▶ **SOURCE EXCERPT**
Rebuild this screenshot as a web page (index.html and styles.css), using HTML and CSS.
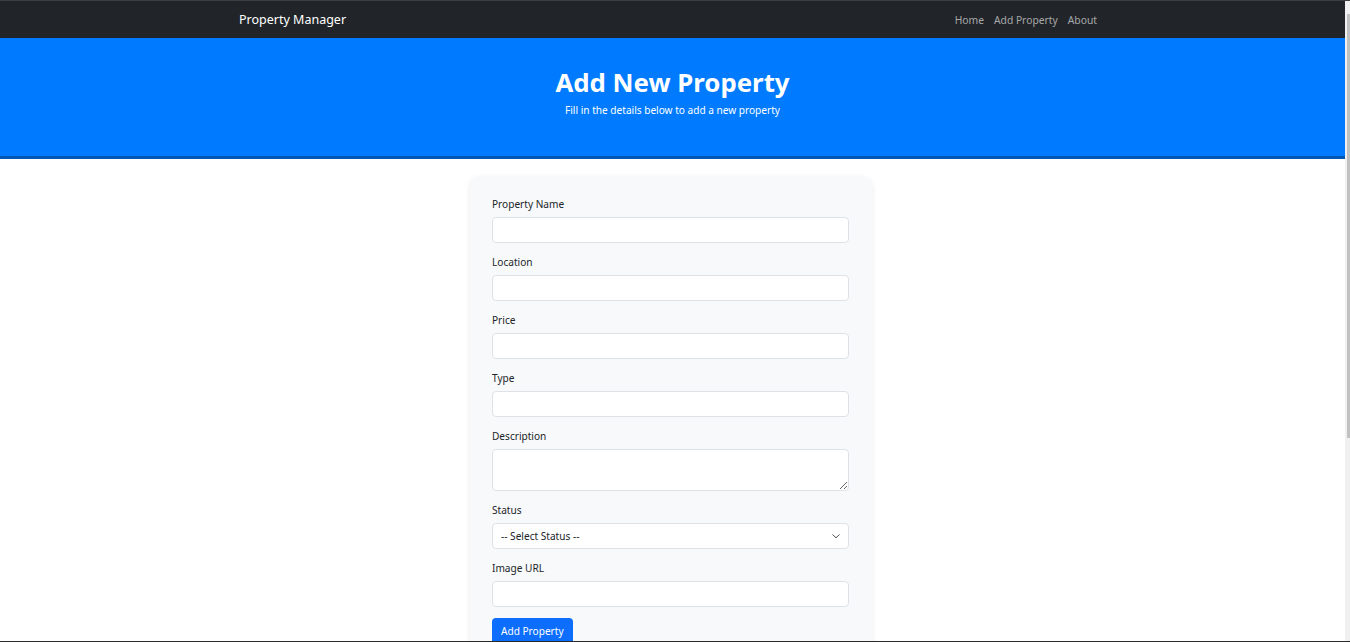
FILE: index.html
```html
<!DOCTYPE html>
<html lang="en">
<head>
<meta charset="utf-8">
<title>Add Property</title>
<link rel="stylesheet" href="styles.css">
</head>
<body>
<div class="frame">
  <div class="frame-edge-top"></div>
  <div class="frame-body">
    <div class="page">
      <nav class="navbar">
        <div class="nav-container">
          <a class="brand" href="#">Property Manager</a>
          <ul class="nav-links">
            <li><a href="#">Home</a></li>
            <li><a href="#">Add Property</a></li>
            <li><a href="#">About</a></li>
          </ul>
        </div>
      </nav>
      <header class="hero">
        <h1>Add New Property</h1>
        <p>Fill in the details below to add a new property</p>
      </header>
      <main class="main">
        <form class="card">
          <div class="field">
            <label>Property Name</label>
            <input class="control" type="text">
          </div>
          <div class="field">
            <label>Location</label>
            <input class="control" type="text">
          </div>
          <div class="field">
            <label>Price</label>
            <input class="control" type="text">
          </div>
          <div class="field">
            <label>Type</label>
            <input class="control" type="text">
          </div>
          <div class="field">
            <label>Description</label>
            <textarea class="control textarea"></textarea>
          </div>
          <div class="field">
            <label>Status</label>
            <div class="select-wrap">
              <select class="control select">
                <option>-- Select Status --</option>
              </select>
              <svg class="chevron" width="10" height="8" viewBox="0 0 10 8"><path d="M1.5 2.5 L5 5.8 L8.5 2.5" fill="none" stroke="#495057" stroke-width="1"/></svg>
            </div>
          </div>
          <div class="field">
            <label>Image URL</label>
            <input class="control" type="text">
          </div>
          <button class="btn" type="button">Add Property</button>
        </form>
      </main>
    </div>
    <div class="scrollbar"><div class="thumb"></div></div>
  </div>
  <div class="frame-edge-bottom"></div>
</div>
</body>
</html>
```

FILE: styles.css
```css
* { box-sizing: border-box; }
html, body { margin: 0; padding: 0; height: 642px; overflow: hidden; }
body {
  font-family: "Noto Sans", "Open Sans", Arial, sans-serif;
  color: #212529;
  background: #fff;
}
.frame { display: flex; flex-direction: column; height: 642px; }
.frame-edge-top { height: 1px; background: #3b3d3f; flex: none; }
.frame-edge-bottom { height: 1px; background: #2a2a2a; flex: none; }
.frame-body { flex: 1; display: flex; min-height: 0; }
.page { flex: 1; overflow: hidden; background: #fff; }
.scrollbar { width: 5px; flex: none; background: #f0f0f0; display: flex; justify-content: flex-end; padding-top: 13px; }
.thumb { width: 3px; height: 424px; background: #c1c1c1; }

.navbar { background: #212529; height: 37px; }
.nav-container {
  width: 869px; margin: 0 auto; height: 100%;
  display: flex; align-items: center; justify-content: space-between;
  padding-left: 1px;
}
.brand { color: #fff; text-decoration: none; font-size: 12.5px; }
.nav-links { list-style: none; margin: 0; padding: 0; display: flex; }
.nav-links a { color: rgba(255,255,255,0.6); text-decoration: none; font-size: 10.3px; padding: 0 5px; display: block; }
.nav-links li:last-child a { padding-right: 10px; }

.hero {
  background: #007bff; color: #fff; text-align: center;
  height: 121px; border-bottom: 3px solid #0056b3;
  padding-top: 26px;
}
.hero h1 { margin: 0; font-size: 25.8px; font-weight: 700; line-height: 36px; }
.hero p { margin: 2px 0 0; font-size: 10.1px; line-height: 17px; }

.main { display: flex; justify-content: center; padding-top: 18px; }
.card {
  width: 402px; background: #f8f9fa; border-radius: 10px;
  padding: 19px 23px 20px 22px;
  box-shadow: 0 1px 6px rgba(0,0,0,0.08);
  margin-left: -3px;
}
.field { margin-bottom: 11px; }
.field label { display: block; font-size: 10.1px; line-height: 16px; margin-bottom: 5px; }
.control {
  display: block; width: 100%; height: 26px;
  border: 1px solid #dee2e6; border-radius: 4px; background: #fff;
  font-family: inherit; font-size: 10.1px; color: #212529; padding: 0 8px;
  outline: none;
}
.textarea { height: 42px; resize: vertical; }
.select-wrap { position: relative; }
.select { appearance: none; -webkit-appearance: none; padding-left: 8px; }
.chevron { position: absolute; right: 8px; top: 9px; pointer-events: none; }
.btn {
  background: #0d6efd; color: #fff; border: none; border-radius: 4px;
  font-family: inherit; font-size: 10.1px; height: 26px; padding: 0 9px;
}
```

▶ **EXERCISE PROMPT**
Give all the lines above again, character for character, without pictures.

▶ **EXERCISE OUTPUT**
Rebuild this screenshot as a web page (index.html and styles.css), using HTML and CSS.
FILE: index.html
```html
<!DOCTYPE html>
<html lang="en">
<head>
<meta charset="utf-8">
<title>Add Property</title>
<link rel="stylesheet" href="styles.css">
</head>
<body>
<div class="frame">
  <div class="frame-edge-top"></div>
  <div class="frame-body">
    <div class="page">
      <nav class="navbar">
        <div class="nav-container">
          <a class="brand" href="#">Property Manager</a>
          <ul class="nav-links">
            <li><a href="#">Home</a></li>
            <li><a href="#">Add Property</a></li>
            <li><a href="#">About</a></li>
          </ul>
        </div>
      </nav>
      <header class="hero">
        <h1>Add New Property</h1>
        <p>Fill in the details below to add a new property</p>
      </header>
      <main class="main">
        <form class="card">
          <div class="field">
            <label>Property Name</label>
            <input class="control" type="text">
          </div>
          <div class="field">
            <label>Location</label>
            <input class="control" type="text">
          </div>
          <div class="field">
            <label>Price</label>
            <input class="control" type="text">
          </div>
          <div class="field">
            <label>Type</label>
            <input class="control" type="text">
          </div>
          <div class="field">
            <label>Description</label>
            <textarea class="control textarea"></textarea>
          </div>
          <div class="field">
            <label>Status</label>
            <div class="select-wrap">
              <select class="control select">
                <option>-- Select Status --</option>
              </select>
              <svg class="chevron" width="10" height="8" viewBox="0 0 10 8"><path d="M1.5 2.5 L5 5.8 L8.5 2.5" fill="none" stroke="#495057" stroke-width="1"/></svg>
            </div>
          </div>
          <div class="field">
            <label>Image URL</label>
            <input class="control" type="text">
          </div>
          <button class="btn" type="button">Add Property</button>
        </form>
      </main>
    </div>
    <div class="scrollbar"><div class="thumb"></div></div>
  </div>
  <div class="frame-edge-bottom"></div>
</div>
</body>
</html>
```

FILE: styles.css
```css
* { box-sizing: border-box; }
html, body { margin: 0; padding: 0; height: 642px; overflow: hidden; }
body {
  font-family: "Noto Sans", "Open Sans", Arial, sans-serif;
  color: #212529;
  background: #fff;
}
.frame { display: flex; flex-direction: column; height: 642px; }
.frame-edge-top { height: 1px; background: #3b3d3f; flex: none; }
.frame-edge-bottom { height: 1px; background: #2a2a2a; flex: none; }
.frame-body { flex: 1; display: flex; min-height: 0; }
.page { flex: 1; overflow: hidden; background: #fff; }
.scrollbar { width: 5px; flex: none; background: #f0f0f0; display: flex; justify-content: flex-end; padding-top: 13px; }
.thumb { width: 3px; height: 424px; background: #c1c1c1; }

.navbar { background: #212529; height: 37px; }
.nav-container {
  width: 869px; margin: 0 auto; height: 100%;
  display: flex; align-items: center; justify-content: space-between;
  padding-left: 1px;
}
.brand { color: #fff; text-decoration: none; font-size: 12.5px; }
.nav-links { list-style: none; margin: 0; padding: 0; display: flex; }
.nav-links a { color: rgba(255,255,255,0.6); text-decoration: none; font-size: 10.3px; padding: 0 5px; display: block; }
.nav-links li:last-child a { padding-right: 10px; }

.hero {
  background: #007bff; color: #fff; text-align: center;
  height: 121px; border-bottom: 3px solid #0056b3;
  padding-top: 26px;
}
.hero h1 { margin: 0; font-size: 25.8px; font-weight: 700; line-height: 36px; }
.hero p { margin: 2px 0 0; font-size: 10.1px; line-height: 17px; }

.main { display: flex; justify-content: center; padding-top: 18px; }
.card {
  width: 402px; background: #f8f9fa; border-radius: 10px;
  padding: 19px 23px 20px 22px;
  box-shadow: 0 1px 6px rgba(0,0,0,0.08);
  margin-left: -3px;
}
.field { margin-bottom: 11px; }
.field label { display: block; font-size: 10.1px; line-height: 16px; margin-bottom: 5px; }
.control {
  display: block; width: 100%; height: 26px;
  border: 1px solid #dee2e6; border-radius: 4px; background: #fff;
  font-family: inherit; font-size: 10.1px; color: #212529; padding: 0 8px;
  outline: none;
}
.textarea { height: 42px; resize: vertical; }
.select-wrap { position: relative; }
.select { appearance: none; -webkit-appearance: none; padding-left: 8px; }
.chevron { position: absolute; right: 8px; top: 9px; pointer-events: none; }
.btn {
  background: #0d6efd; color: #fff; border: none; border-radius: 4px;
  font-family: inherit; font-size: 10.1px; height: 26px; padding: 0 9px;
}
```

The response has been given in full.